New Zealand Eating Etiquette
ETIQUETTE & CUSTOMS
Meeting & Greeting
Greetings are casual, often consisting simply of a handshake and a smile.
Never underestimate the value of the smile as it indicates pleasure at meeting the other person.
Although New Zealanders move to first names quickly, it is best to address them by their honorific title and surname until they suggest moving to a more familiar level or they callyou by your first name.
Maori Meeting & Greeting
Maori stand on ceremony and have distinct protocols regarding how visitors should be welcomed and seen off.
If the business dealings are with a tribal group (Iwi) the welcoming protocols may be practiced through the process of Powhiri – a formal welcome that takes place on a Marae.
A Powhiri can take between 30 minutes to 2-3 hours depending on the importance of the event. It begins by calling the visitors onto the area infront of the traditional meeting house. Visitors should walk as a group and in silence expect if they have a responding caller to reply to the home peoples’ caller (usually an older woman).
A Powhiri dictates where people sit, in what position in their group, and who speaks.
In most cases, but not all, you will notice the men are seated forward and only males speak. There is a tension between the men and women on this matter and in a few places this has been resolved and you will see both genders stand to speak. In the interests of not causing friction in your business dealings, always follow the lead of the home people.

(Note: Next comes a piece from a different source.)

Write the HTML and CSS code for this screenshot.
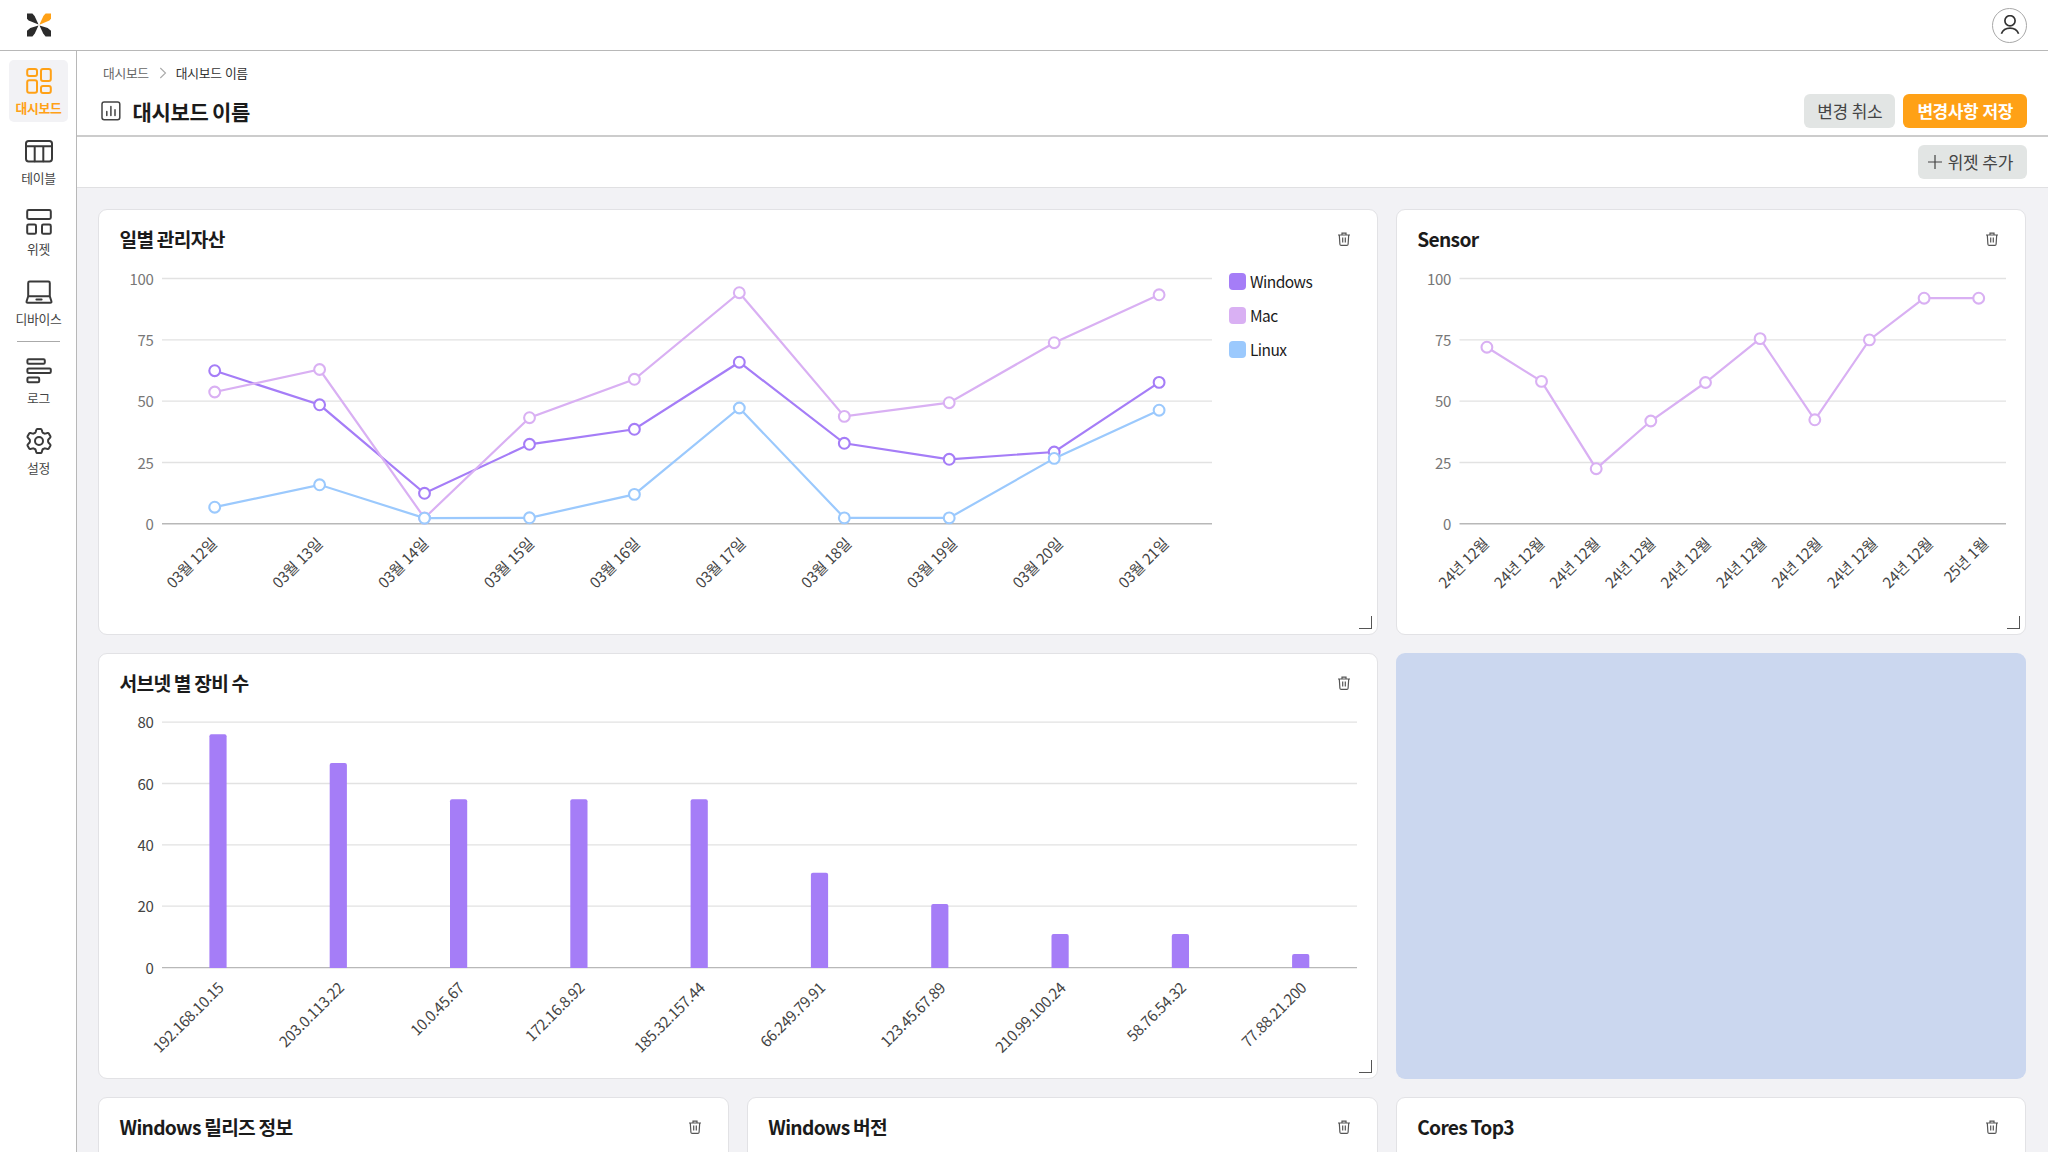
FILE: index.html
```
<!DOCTYPE html>
<html lang="ko">
<head>
<meta charset="utf-8">
<title>대시보드 이름</title>
<link rel="stylesheet" href="styles.css">
</head>
<body>
<svg class="defs" width="0" height="0" aria-hidden="true">
  <defs>
    <symbol id="trash" viewBox="0 0 16 16">
      <path d="M2 4h12M6 3.8V2.1h4v1.7M3.3 4l.6 9.2c.1.8.5 1.2 1.2 1.2h5.8c.7 0 1.1-.4 1.2-1.2l.6-9.2M6.7 6.4v5.2M9.3 6.4v5.2"/>
    </symbol>
    <marker id="dot-violet" markerUnits="userSpaceOnUse" markerWidth="14" markerHeight="14" refX="7" refY="7"><circle class="dot violet" cx="7" cy="7" r="5.4"/></marker>
    <marker id="dot-lilac" markerUnits="userSpaceOnUse" markerWidth="14" markerHeight="14" refX="7" refY="7"><circle class="dot lilac" cx="7" cy="7" r="5.4"/></marker>
    <marker id="dot-sky" markerUnits="userSpaceOnUse" markerWidth="14" markerHeight="14" refX="7" refY="7"><circle class="dot sky" cx="7" cy="7" r="5.4"/></marker>
  </defs>
</svg>

<header class="topbar">
  <svg class="logo" width="26" height="26" viewBox="0 0 26 26">
    <path class="ink" d="M1 1.400h5.400L8.600 4l3.900 8.500L2.600 8.400 1 6.800z"/>
    <path class="accent" d="M25 1.400h-5.400L17.400 4l-4 8.700 10-4.300 1.600-1.700z"/>
    <path class="ink" d="M1 24.500h5.400l2.400-2.900 3.700-8-8.200 2.400L1 18.700z"/>
    <path class="ink" d="M25 24.500h-5.400l-2.400-2.900-3.700-8 8.200 2.400 3.300 2.700z"/>
  </svg>
  <button class="avatar" aria-label="내 계정">
    <svg width="20" height="20" viewBox="0 0 20 20"><circle cx="10" cy="5.800" r="5.100"/><path d="M1.400 18.800c1.400-3.600 4.600-5.600 8.600-5.600s7.200 2 8.600 5.600"/></svg>
  </button>
</header>

<div class="shell">
  <nav class="sidebar">
    <a class="nav-item active">
      <svg viewBox="0 0 32 32"><rect x="4.2" y="4" width="9.8" height="7" rx="2"/><rect x="18" y="4" width="9.8" height="12" rx="2"/><rect x="4.2" y="15.2" width="9.8" height="12.6" rx="2"/><rect x="18" y="21" width="9.8" height="7" rx="2"/></svg>
      <span>대시보드</span>
    </a>
    <a class="nav-item">
      <svg viewBox="0 0 32 32"><rect x="3" y="6" width="26" height="20.4" rx="2.6"/><path d="M3 11.2h26M11.7 11.2v15M20.3 11.2v15"/></svg>
      <span>테이블</span>
    </a>
    <a class="nav-item">
      <svg viewBox="0 0 32 32"><rect x="4.2" y="4" width="23.6" height="9" rx="1.4"/><rect x="4.2" y="18.6" width="8.8" height="9.2" rx="1.4"/><rect x="19" y="18.6" width="8.8" height="9.2" rx="1.4"/></svg>
      <span>위젯</span>
    </a>
    <a class="nav-item">
      <svg viewBox="0 0 32 32"><path d="M5.2 20.2V7q0-1.4 1.4-1.4h18.8q1.4 0 1.4 1.4v13.2M5.2 20.2h21.6l1.6 5q.4 1.6-1.2 1.6H4.8q-1.6 0-1.2-1.6zM13.4 23.6h5.2"/></svg>
      <span>디바이스</span>
    </a>
    <hr class="nav-line">
    <a class="nav-item">
      <svg viewBox="0 0 32 32"><rect x="4.4" y="4.2" width="17.4" height="4.6" rx="1.2"/><rect x="4.4" y="13.4" width="23.4" height="4.6" rx="1.2"/><rect x="4.4" y="22.6" width="11.8" height="4.6" rx="1.2"/></svg>
      <span>로그</span>
    </a>
    <a class="nav-item">
      <svg viewBox="0 0 32 32"><path d="M14.3 4h3.4q.8 0 1 .8l.7 2.3q.2.6.8.9l.8.4q.6.3 1.2.2l2.4-.6q.8-.2 1.200.5l1.600 2.800q.4.7-.2 1.300l-1.600 1.700q-.5.500-.5 1.200v1q0 .7.500 1.200l1.600 1.700q.6.600.2 1.300l-1.600 2.800q-.4.700-1.200.500l-2.400-.6q-.6-.1-1.200.2l-.8.400q-.6.300-.8.900l-.7 2.300q-.2.800-1 .800h-3.400q-.8 0-1-.8l-.7-2.300q-.2-.6-.8-.9l-.8-.4q-.6-.3-1.200-.2l-2.400.6q-.8.200-1.200-.5l-1.600-2.800q-.4-.7.2-1.300l1.600-1.700q.5-.5.500-1.200v-1q0-.7-.5-1.200l-1.600-1.700q-.6-.6-.2-1.300l1.600-2.800q.4-.7 1.200-.5l2.400.6q.6.1 1.200-.2l.8-.4q.6-.3.800-.9l.7-2.300q.2-.8 1-.8z"/><circle cx="16" cy="16" r="4"/></svg>
      <span>설정</span>
    </a>
  </nav>

  <main class="main">
    <section class="page-head">
      <div class="crumbs">
        <span>대시보드</span>
        <svg width="8" height="12" viewBox="0 0 8 12"><path d="M1.300 1l5.200 5-5.200 5"/></svg>
        <span class="current">대시보드 이름</span>
      </div>
      <div class="title-row">
        <svg class="title-icon" width="20" height="20" viewBox="0 0 20 20"><rect x="1" y="1" width="17.800" height="17.800" rx="2.200"/><path d="M5.800 10.600v4M9.900 5.400v9.200M14 8.800v5.800"/></svg>
        <h1>대시보드 이름</h1>
        <div class="actions">
          <button class="btn cancel">변경 취소</button>
          <button class="btn primary">변경사항 저장</button>
        </div>
      </div>
    </section>
    <section class="toolbar">
      <button class="btn add"><svg width="14" height="14" viewBox="0 0 14 14"><path d="M7 0v14M0 7h14"/></svg>위젯 추가</button>
    </section>

    <section class="board">
      <article class="card wide">
        <header class="card-head"><h2>일별 관리자산</h2><svg class="trash"><use href="#trash"/></svg></header>
        <div class="card-body">
          <svg class="chart" width="1120" height="366" viewBox="99 268 1120 366">
            <path class="grid" d="M162 278.500h1050M162 339.800h1050M162 401.200h1050M162 462.500h1050"/>
            <path class="axis" d="M162 523.800h1050"/>
            <g class="ylab"><text x="153.500" y="284.500">100</text><text x="153.500" y="345.800">75</text><text x="153.500" y="407.200">50</text><text x="153.500" y="468.500">25</text><text x="153.500" y="529.800">0</text></g>
            <polyline class="line violet" marker-start="url(#dot-violet)" marker-mid="url(#dot-violet)" marker-end="url(#dot-violet)" points="214.700,370.700 319.600,404.800 424.500,493.300 529.500,444.300 634.400,429.300 739.300,362.200 844.300,443.300 949.200,459.300 1054.200,452 1159.100,382.400"/>
            <polyline class="line lilac" marker-start="url(#dot-lilac)" marker-mid="url(#dot-lilac)" marker-end="url(#dot-lilac)" points="214.700,392 319.600,369.500 424.500,518 529.500,417.700 634.400,379.300 739.300,292.700 844.300,416.400 949.200,402.700 1054.200,342.700 1159.100,294.800"/>
            <polyline class="line sky" marker-start="url(#dot-sky)" marker-mid="url(#dot-sky)" marker-end="url(#dot-sky)" points="214.700,507.200 319.600,484.800 424.500,518.100 529.500,517.800 634.400,494.400 739.300,408 844.300,517.900 949.200,517.900 1054.200,458.400 1159.100,410.200"/>
            <g class="xlab">
              <text transform="translate(217.700,544.700) rotate(-45)">03월 12일</text><text transform="translate(323.500,544.700) rotate(-45)">03월 13일</text><text transform="translate(429.200,544.700) rotate(-45)">03월 14일</text><text transform="translate(535,544.700) rotate(-45)">03월 15일</text><text transform="translate(640.700,544.700) rotate(-45)">03월 16일</text><text transform="translate(746.500,544.700) rotate(-45)">03월 17일</text><text transform="translate(852.200,544.700) rotate(-45)">03월 18일</text><text transform="translate(958,544.700) rotate(-45)">03월 19일</text><text transform="translate(1063.700,544.700) rotate(-45)">03월 20일</text><text transform="translate(1169.500,544.700) rotate(-45)">03월 21일</text>
            </g>
          </svg>
          <ul class="legend"><li><i class="sw violet"></i>Windows</li><li><i class="sw lilac"></i>Mac</li><li><i class="sw sky"></i>Linux</li></ul>
        </div>
        <span class="grip"></span>
      </article>

      <article class="card">
        <header class="card-head"><h2>Sensor</h2><svg class="trash"><use href="#trash"/></svg></header>
        <div class="card-body">
          <svg class="chart" width="629" height="366" viewBox="1396.500 268 629 366">
            <path class="grid" d="M1459 278.500h546.500M1459 339.800h546.500M1459 401.200h546.500M1459 462.500h546.500"/>
            <path class="axis" d="M1459 523.800h546.500"/>
            <g class="ylab"><text x="1450.500" y="284.500">100</text><text x="1450.500" y="345.800">75</text><text x="1450.500" y="407.200">50</text><text x="1450.500" y="468.500">25</text><text x="1450.500" y="529.800">0</text></g>
            <polyline class="line lilac" marker-start="url(#dot-lilac)" marker-mid="url(#dot-lilac)" marker-end="url(#dot-lilac)" points="1486.400,347.200 1541,381.400 1595.700,468.700 1650.300,421 1705,382.500 1759.600,338.600 1814.300,419.800 1868.900,339.900 1923.600,298.200 1978.200,298.200"/>
            <g class="xlab">
              <text transform="translate(1489.200,544.700) rotate(-45)">24년 12월</text><text transform="translate(1544.700,544.700) rotate(-45)">24년 12월</text><text transform="translate(1600.200,544.700) rotate(-45)">24년 12월</text><text transform="translate(1655.700,544.700) rotate(-45)">24년 12월</text><text transform="translate(1711.200,544.700) rotate(-45)">24년 12월</text><text transform="translate(1766.700,544.700) rotate(-45)">24년 12월</text><text transform="translate(1822.200,544.700) rotate(-45)">24년 12월</text><text transform="translate(1877.700,544.700) rotate(-45)">24년 12월</text><text transform="translate(1933.200,544.700) rotate(-45)">24년 12월</text><text transform="translate(1988.700,544.700) rotate(-45)">25년 1월</text>
            </g>
          </svg>
        </div>
        <span class="grip"></span>
      </article>

      <article class="card wide">
        <header class="card-head"><h2>서브넷 별 장비 수</h2><svg class="trash"><use href="#trash"/></svg></header>
        <div class="card-body">
          <svg class="chart" width="1277" height="366" viewBox="99 712 1277 366">
            <path class="grid" d="M162 722.200h1195M162 783.500h1195M162 844.900h1195M162 906.200h1195"/>
            <path class="axis" d="M162 967.600h1195"/>
            <g class="ylab dark"><text x="153.500" y="728.200">80</text><text x="153.500" y="789.500">60</text><text x="153.500" y="850.900">40</text><text x="153.500" y="912.200">20</text><text x="153.500" y="973.600">0</text></g>
            <g class="bars">
              <path d="M209.400 968V736.300q0-2 2-2h13.200q2 0 2 2V968z"/><path d="M329.700 968V765q0-2 2-2h13.200q2 0 2 2V968z"/><path d="M450 968V801.300q0-2 2-2h13.200q2 0 2 2V968z"/><path d="M570.300 968V801.300q0-2 2-2h13.200q2 0 2 2V968z"/><path d="M690.600 968V801.300q0-2 2-2h13.200q2 0 2 2V968z"/><path d="M810.900 968V874.800q0-2 2-2h13.200q2 0 2 2V968z"/><path d="M931.200 968V906q0-2 2-2h13.200q2 0 2 2V968z"/><path d="M1051.500 968V936q0-2 2-2h13.200q2 0 2 2V968z"/><path d="M1171.800 968V936q0-2 2-2h13.200q2 0 2 2V968z"/><path d="M1292.100 968V956q0-2 2-2h13.200q2 0 2 2V968z"/>
            </g>
            <g class="xlab">
              <text transform="translate(224.600,989) rotate(-45)">192.168.10.15</text><text transform="translate(344.900,989) rotate(-45)">203.0.113.22</text><text transform="translate(465.200,989) rotate(-45)">10.0.45.67</text><text transform="translate(585.500,989) rotate(-45)">172.16.8.92</text><text transform="translate(705.800,989) rotate(-45)">185.32.157.44</text><text transform="translate(826.100,989) rotate(-45)">66.249.79.91</text><text transform="translate(946.400,989) rotate(-45)">123.45.67.89</text><text transform="translate(1066.700,989) rotate(-45)">210.99.100.24</text><text transform="translate(1187,989) rotate(-45)">58.76.54.32</text><text transform="translate(1307.300,989) rotate(-45)">77.88.21.200</text>
            </g>
          </svg>
        </div>
        <span class="grip"></span>
      </article>

      <div class="drop-slot"></div>

      <article class="card"><header class="card-head"><h2>Windows 릴리즈 정보</h2><svg class="trash"><use href="#trash"/></svg></header></article>
      <article class="card"><header class="card-head"><h2>Windows 버전</h2><svg class="trash"><use href="#trash"/></svg></header></article>
      <article class="card"><header class="card-head"><h2>Cores Top3</h2><svg class="trash"><use href="#trash"/></svg></header></article>
    </section>
  </main>
</div>
</body>
</html>
```
FILE: styles.css
```
* { box-sizing: border-box; }
body {
  margin: 0;
  height: 1152px;
  display: flex;
  flex-direction: column;
  overflow: hidden;
  background: #fff;
  color: #1b1b1b;
  font-family: "Noto Sans CJK KR", "Noto Sans", sans-serif;
  letter-spacing: -0.02em;
}
svg { display: block; fill: none; flex: none; }
.defs { position: absolute; }
h1, h2, ul { margin: 0; padding: 0; }
button { font: inherit; letter-spacing: inherit; border: 0; padding: 0; }

.topbar {
  flex: none;
  height: 51px;
  padding: 0 21px 0 25.5px;
  display: flex;
  align-items: center;
  justify-content: space-between;
  border-bottom: 1px solid #b8b8b8;
}
.logo .ink { fill: #2b2b2b; }
.logo .accent { fill: #ffa116; }
.avatar {
  width: 35px;
  height: 35px;
  border: 1px solid #a8a8a8;
  border-radius: 50%;
  background: #fff;
  display: flex;
  align-items: center;
  justify-content: center;
}
.avatar svg { stroke: #333; stroke-width: 1.7; }

.shell { flex: 1; min-height: 0; display: flex; }
.sidebar {
  flex: none;
  width: 77px;
  padding: 9px 0 0 1px;
  border-right: 1px solid #b8b8b8;
  display: flex;
  flex-direction: column;
  align-items: center;
  gap: 8.4px;
}
.nav-item {
  flex: none;
  width: 59px;
  height: 62px;
  padding-top: 5px;
  border-radius: 5px;
  display: flex;
  flex-direction: column;
  align-items: center;
  gap: 1px;
  font-size: 12.8px;
  line-height: 20px;
  color: #444;
  white-space: nowrap;
}
.nav-item svg { width: 32px; height: 32px; stroke: #3a3a3a; stroke-width: 2; stroke-linejoin: round; stroke-linecap: round; }
.nav-item.active { background: #f2f2f5; color: #ffa116; font-weight: 700; }
.nav-item.active svg { stroke: #ffa116; }
.nav-line { flex: none; width: 43px; height: 1px; margin: -1px 0 0; border: 0; background: #aaa; }

.main { flex: 1; min-width: 0; display: flex; flex-direction: column; }
.page-head {
  flex: none;
  height: 86px;
  padding: 12px 21px 0 24px;
  border-bottom: 2px solid #ccc;
}
.crumbs { display: flex; align-items: center; gap: 10px; height: 20px; padding-left: 2px; font-size: 12.8px; line-height: 20px; color: #666; }
.crumbs svg { stroke: #aaa; stroke-width: 1.1; }
.crumbs span { margin-top: -1px; }
.crumbs .current { margin-left: -1px; color: #333; }
.title-row { display: flex; align-items: center; height: 34px; margin-top: 11px; }
.title-icon { stroke: #444; stroke-width: 1.5; stroke-linecap: round; }
h1 { margin-left: 11.5px; font-size: 21px; line-height: 34px; font-weight: 700; word-spacing: -2px; }
.actions { margin-left: auto; display: flex; gap: 8px; }
.btn {
  height: 34px;
  padding: 0 14px;
  border-radius: 6px;
  background: #e2e5e4;
  color: #444;
  font-size: 17px;
  line-height: 34px;
  white-space: nowrap;
}
.btn.cancel { padding: 0 13px; word-spacing: -0.5px; }
.btn.primary { background: #ffa116; color: #fff; font-weight: 700; letter-spacing: -0.025em; }
.toolbar {
  flex: none;
  height: 51px;
  padding: 8px 21px 0;
  display: flex;
  justify-content: flex-end;
  border-bottom: 1px solid #e0e0e2;
}
.btn.add { display: flex; align-items: center; gap: 6px; padding-left: 10px; word-spacing: -0.5px; }
.btn.add svg { stroke: #444; stroke-width: 1.2; }

.board {
  flex: 1;
  min-height: 0;
  overflow: hidden;
  padding: 21px 21.5px 0 21px;
  background: #f2f2f5;
  display: grid;
  grid-template-columns: repeat(3, 1fr);
  grid-auto-rows: 426px;
  gap: 18px;
}
.card {
  position: relative;
  min-width: 0;
  background: #fff;
  border: 1px solid #e2e2e5;
  border-radius: 9px;
}
.card.wide { grid-column: span 2; }
.card-head { height: 58px; padding: 0 25px 1px 20.5px; display: flex; align-items: center; justify-content: space-between; }
h2 { font-size: 19.2px; line-height: 28px; font-weight: 700; letter-spacing: -0.035em; word-spacing: -1.3px; }
.trash { width: 16px; height: 16px; stroke: #555; stroke-width: 1.2; }
.card-body { display: flex; }
.grip {
  position: absolute;
  right: 5px;
  bottom: 5px;
  width: 13px;
  height: 13px;
  border-right: 1px solid #555;
  border-bottom: 1px solid #555;
}
.drop-slot { background: #cbd7ef; border-radius: 9px; }

.grid { stroke: #e2e2e2; stroke-width: 1.300; }
.axis { stroke: #b8b8b8; stroke-width: 1.400; }
.chart text { font-size: 15px; text-anchor: end; }
.ylab { fill: #777; }
.ylab.dark, .xlab { fill: #444; }
.line { stroke-width: 2.200; }
.dot { fill: #fff; stroke-width: 2.100; }
.line.violet, .dot.violet { stroke: #a57df7; }
.line.lilac, .dot.lilac { stroke: #d9b0f3; }
.line.sky, .dot.sky { stroke: #9bc9fd; }
.bars { fill: #a57df7; }

.legend { list-style: none; padding: 5px 0 0 10px; font-size: 15.500px; line-height: 17px; letter-spacing: -0.035em; }
.legend li { display: flex; align-items: center; gap: 4px; height: 17px; margin-bottom: 17px; }
.sw { width: 17px; height: 17px; border-radius: 4px; }
.sw.violet { background: #a57df7; }
.sw.lilac { background: #d9b0f3; }
.sw.sky { background: #9bc9fd; }
```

The welcoming speeches are given by the agreed speakers of the home people and always end with the most revered speaker or elder.
Speeches are given in the Maori language and each one accompanied by traditional song. You may not understand what is being said but you can rest assured it is likely to be from the best orators in the group and often very complimentary.
The visitors are expected to have at least one speaker reply on their behalf.
If possible, the speaker should prepare a learned opening in Maori – it is critical that he/she focus on the pronunciation. Mispronounced words often result in whispers and sniggers and is considered disrespectful. It is better to have a very short opening said well, than a long one said badly.
The speaker’s reply should never be about the detailed purpose of the visit nor should it be to self-promote as this would be considered arrogant.
The speaker should use the opportunity to briefly show respect to the place that they stand (ie. the location), to the houses (the traditional carved meeting house and dining room are named after ancestors and so are greeted accordingly), to greet the home people, and to explain where his/her group have come from (place is important to Maori). This should be followed by a song from the visitors’ country that the visitors’ group should sing together.
The Powhiri can be daunting to visitors and can be fraught with traps that may offend. This is why most visitors seek the assistance of a Maori person to ‘guide’ them.
Once the last elder of the home people has spoken, they will gesture the visitors to come forward in a line to shake hands, kiss (once) on the cheek or hongi (touch noses) with the home people.
Following this the kitchen is ready to call people in to eat.
Following the food, the meeting proper can begin.
While this seems to be a set routine, there have been many a Powhiri where variations of this occur. It pays to be vigilant and to follow the lead of others, or to discreetly ask questions if unsure.
Gift Giving Etiquette
If invited to a Kiwi's house, bring a small gift such as flowers, chocolates, or a book about your home country to the hosts.
Gifts should not be lavish and are opened when received.
New Zealanders are casual as is reflected in their table manners.
The more formal the occasion, the more strict the protocol.
Wait to be told where to sit.
Meals are often served family-style.
Keep your elbows off the table and your hands above the table when eating.
Table manners are Continental - hold the fork in the left hand and the knife in the right while eating. They will not look askance, however, if you adopt American table manners.
Do not chew with your mouth open.
Do not belch.
Turn off all your devices.
If leaving the table before the meal is finished, say "Excuse Me".
Indicate you have finished eating by laying your knife and fork parallel on your plate with the handles facing to the right.
Maori Dining Etiquette
Following a Powhiri, the visitors will be asked to the dining room (a separate building to the carved meeting house) to sit to eat at long tressle tables.
They should not eat until the food has been ‘blessed’ or an acknowledgement said by an elder of the home people even if the food is getting cold.
Visitors should try to enable the home people to sit amongst them to chat and get to know them while eating.
Often, younger people will be serving and older people will be working in the kitchen. It is important to realise that in most cases they are working voluntarily and it is appropriate to formally and publicly thank them near the close of the meal before leaving the dining room to begin the meeting. As a result of this, the visitors may be light-heartedly asked to sing.
To sing a song from your home country would show respect and thanks.